__The records__
------------------------------------------------------------------------

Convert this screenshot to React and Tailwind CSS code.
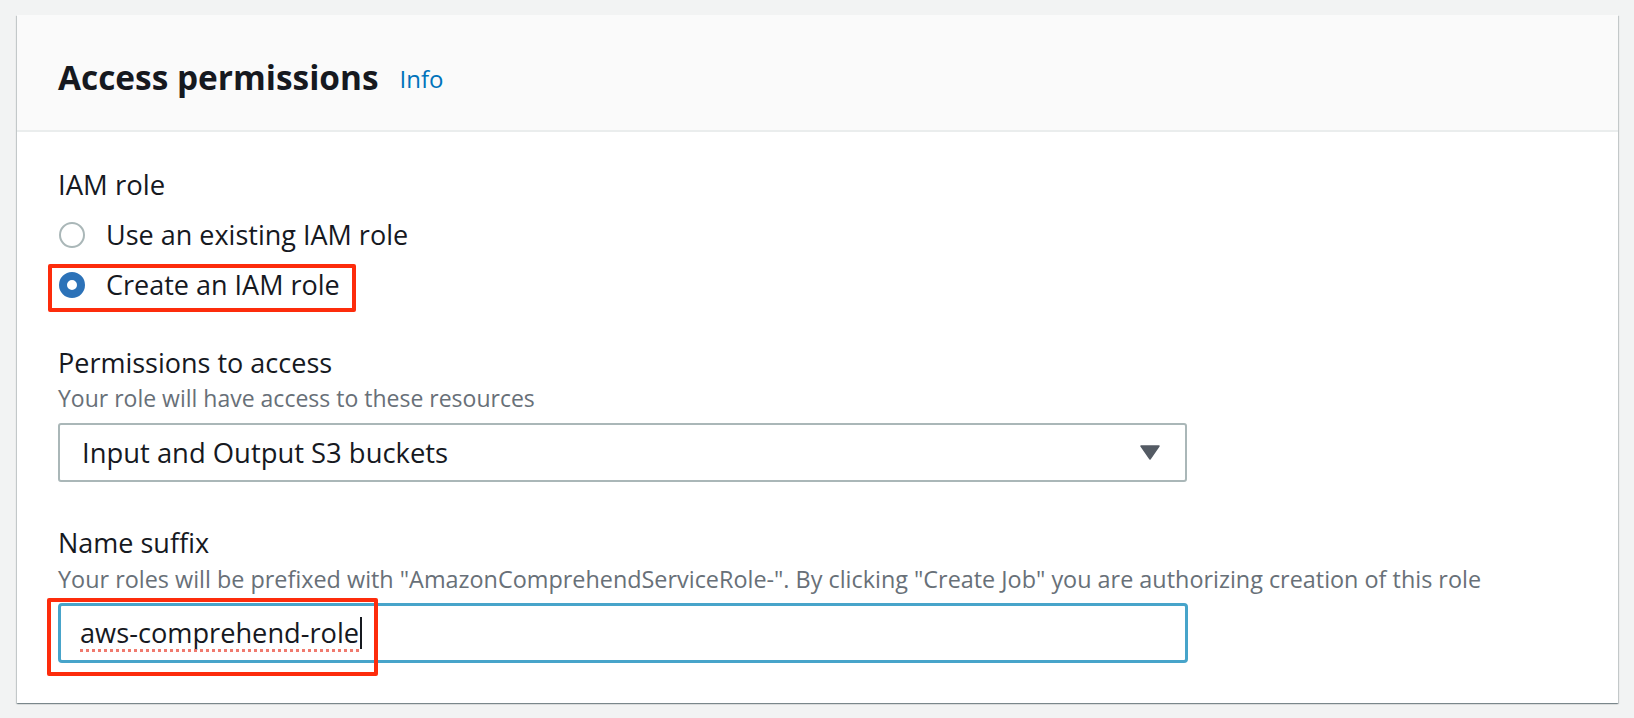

------------------------------------------------------------------------

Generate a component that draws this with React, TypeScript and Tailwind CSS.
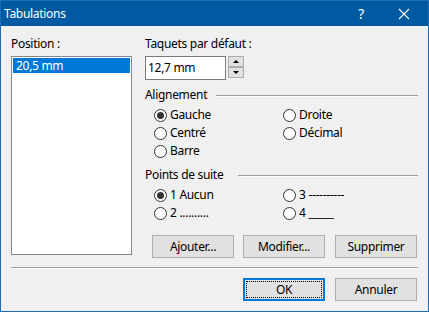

------------------------------------------------------------------------

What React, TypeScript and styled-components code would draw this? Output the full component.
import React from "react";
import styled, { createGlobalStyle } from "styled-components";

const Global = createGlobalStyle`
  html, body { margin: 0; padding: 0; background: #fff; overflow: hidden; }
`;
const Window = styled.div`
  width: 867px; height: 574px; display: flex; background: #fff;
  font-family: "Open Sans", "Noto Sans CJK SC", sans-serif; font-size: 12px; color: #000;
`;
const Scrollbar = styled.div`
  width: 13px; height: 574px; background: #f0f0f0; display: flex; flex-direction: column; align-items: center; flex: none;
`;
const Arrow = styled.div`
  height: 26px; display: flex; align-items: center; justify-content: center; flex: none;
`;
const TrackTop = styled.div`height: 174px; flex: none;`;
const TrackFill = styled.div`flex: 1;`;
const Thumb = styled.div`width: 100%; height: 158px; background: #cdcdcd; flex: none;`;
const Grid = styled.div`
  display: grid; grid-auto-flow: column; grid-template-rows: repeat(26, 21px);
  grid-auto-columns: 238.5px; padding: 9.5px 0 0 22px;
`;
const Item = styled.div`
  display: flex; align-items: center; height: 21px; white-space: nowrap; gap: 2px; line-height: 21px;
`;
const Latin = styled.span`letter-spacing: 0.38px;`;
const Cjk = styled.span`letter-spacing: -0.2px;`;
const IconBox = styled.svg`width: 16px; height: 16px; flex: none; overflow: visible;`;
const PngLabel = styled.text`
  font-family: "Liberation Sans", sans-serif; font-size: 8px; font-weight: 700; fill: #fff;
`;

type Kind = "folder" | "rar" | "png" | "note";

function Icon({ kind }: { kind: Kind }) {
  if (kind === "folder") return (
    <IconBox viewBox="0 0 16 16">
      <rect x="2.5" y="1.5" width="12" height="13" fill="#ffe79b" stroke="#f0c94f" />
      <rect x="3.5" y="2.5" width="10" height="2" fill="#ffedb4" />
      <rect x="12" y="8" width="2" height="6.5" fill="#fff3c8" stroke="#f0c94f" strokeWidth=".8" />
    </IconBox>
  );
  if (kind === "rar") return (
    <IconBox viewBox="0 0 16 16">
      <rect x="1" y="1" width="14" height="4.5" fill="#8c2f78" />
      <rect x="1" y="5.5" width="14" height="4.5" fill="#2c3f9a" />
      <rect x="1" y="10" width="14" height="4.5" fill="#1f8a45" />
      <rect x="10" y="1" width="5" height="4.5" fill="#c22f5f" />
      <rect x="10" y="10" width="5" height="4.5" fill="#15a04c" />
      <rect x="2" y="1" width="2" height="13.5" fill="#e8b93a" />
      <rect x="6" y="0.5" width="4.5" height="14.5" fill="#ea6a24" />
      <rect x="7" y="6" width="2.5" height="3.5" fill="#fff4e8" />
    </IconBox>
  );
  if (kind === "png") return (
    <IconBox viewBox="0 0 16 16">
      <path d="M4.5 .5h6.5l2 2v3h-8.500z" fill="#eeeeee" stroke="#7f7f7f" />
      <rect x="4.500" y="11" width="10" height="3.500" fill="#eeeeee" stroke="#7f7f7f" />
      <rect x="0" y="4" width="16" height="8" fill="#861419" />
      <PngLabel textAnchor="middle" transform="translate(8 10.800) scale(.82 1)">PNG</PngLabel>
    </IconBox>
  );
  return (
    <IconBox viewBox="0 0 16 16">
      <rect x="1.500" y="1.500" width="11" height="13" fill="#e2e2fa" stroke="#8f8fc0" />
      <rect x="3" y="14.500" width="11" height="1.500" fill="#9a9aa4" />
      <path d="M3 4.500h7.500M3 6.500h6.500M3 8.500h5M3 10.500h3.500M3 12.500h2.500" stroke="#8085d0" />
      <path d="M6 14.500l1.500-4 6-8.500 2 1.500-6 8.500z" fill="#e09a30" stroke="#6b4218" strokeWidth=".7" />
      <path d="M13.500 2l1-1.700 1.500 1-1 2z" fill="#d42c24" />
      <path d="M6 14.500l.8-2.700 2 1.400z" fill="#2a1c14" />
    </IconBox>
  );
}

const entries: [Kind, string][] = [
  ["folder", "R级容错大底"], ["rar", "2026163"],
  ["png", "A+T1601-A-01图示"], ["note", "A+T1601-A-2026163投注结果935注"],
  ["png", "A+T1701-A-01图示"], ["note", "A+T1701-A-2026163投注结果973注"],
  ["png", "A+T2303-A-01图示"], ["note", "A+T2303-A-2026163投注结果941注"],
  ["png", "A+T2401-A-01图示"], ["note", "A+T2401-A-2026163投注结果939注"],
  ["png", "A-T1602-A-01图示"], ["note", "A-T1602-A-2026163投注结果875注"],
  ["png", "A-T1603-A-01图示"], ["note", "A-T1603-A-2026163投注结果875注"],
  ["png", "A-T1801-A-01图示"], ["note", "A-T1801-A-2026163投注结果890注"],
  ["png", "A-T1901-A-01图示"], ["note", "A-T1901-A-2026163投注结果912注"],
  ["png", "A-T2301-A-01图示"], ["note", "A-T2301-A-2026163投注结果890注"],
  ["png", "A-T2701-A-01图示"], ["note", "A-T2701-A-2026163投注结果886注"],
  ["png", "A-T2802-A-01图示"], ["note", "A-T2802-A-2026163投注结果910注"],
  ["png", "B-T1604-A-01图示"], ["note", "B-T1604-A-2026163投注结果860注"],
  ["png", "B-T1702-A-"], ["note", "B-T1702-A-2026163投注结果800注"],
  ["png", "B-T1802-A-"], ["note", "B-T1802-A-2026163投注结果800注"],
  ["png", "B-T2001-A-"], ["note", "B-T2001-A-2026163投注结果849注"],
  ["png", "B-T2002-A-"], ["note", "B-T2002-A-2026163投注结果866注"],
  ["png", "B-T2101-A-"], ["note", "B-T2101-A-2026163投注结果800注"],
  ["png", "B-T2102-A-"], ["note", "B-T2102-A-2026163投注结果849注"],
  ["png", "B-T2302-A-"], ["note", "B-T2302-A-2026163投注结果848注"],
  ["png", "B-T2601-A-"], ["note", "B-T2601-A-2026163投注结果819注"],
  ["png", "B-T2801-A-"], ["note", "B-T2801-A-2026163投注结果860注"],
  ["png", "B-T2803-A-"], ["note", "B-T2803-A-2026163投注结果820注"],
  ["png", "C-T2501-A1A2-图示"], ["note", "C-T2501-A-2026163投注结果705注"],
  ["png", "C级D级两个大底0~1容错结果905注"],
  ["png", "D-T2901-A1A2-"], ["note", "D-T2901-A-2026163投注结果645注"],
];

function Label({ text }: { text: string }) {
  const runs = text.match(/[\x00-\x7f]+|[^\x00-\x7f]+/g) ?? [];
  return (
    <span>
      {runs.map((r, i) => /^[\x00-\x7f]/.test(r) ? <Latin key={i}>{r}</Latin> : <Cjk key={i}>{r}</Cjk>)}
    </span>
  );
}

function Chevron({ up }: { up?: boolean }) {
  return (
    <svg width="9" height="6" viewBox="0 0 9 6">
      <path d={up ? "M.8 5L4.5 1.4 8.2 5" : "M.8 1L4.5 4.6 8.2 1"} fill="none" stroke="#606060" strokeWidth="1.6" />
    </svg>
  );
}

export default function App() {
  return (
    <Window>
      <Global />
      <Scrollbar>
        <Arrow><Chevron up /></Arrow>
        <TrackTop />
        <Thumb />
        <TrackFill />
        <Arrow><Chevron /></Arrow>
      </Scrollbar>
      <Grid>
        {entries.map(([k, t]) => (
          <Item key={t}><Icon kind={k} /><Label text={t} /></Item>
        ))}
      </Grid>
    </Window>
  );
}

------------------------------------------------------------------------

__Problem details__
In the entries above, identify every line with the word "code". Copy those lines.

__The reply__
Convert this screenshot to React and Tailwind CSS code.
What React, TypeScript and styled-components code would draw this? Output the full component.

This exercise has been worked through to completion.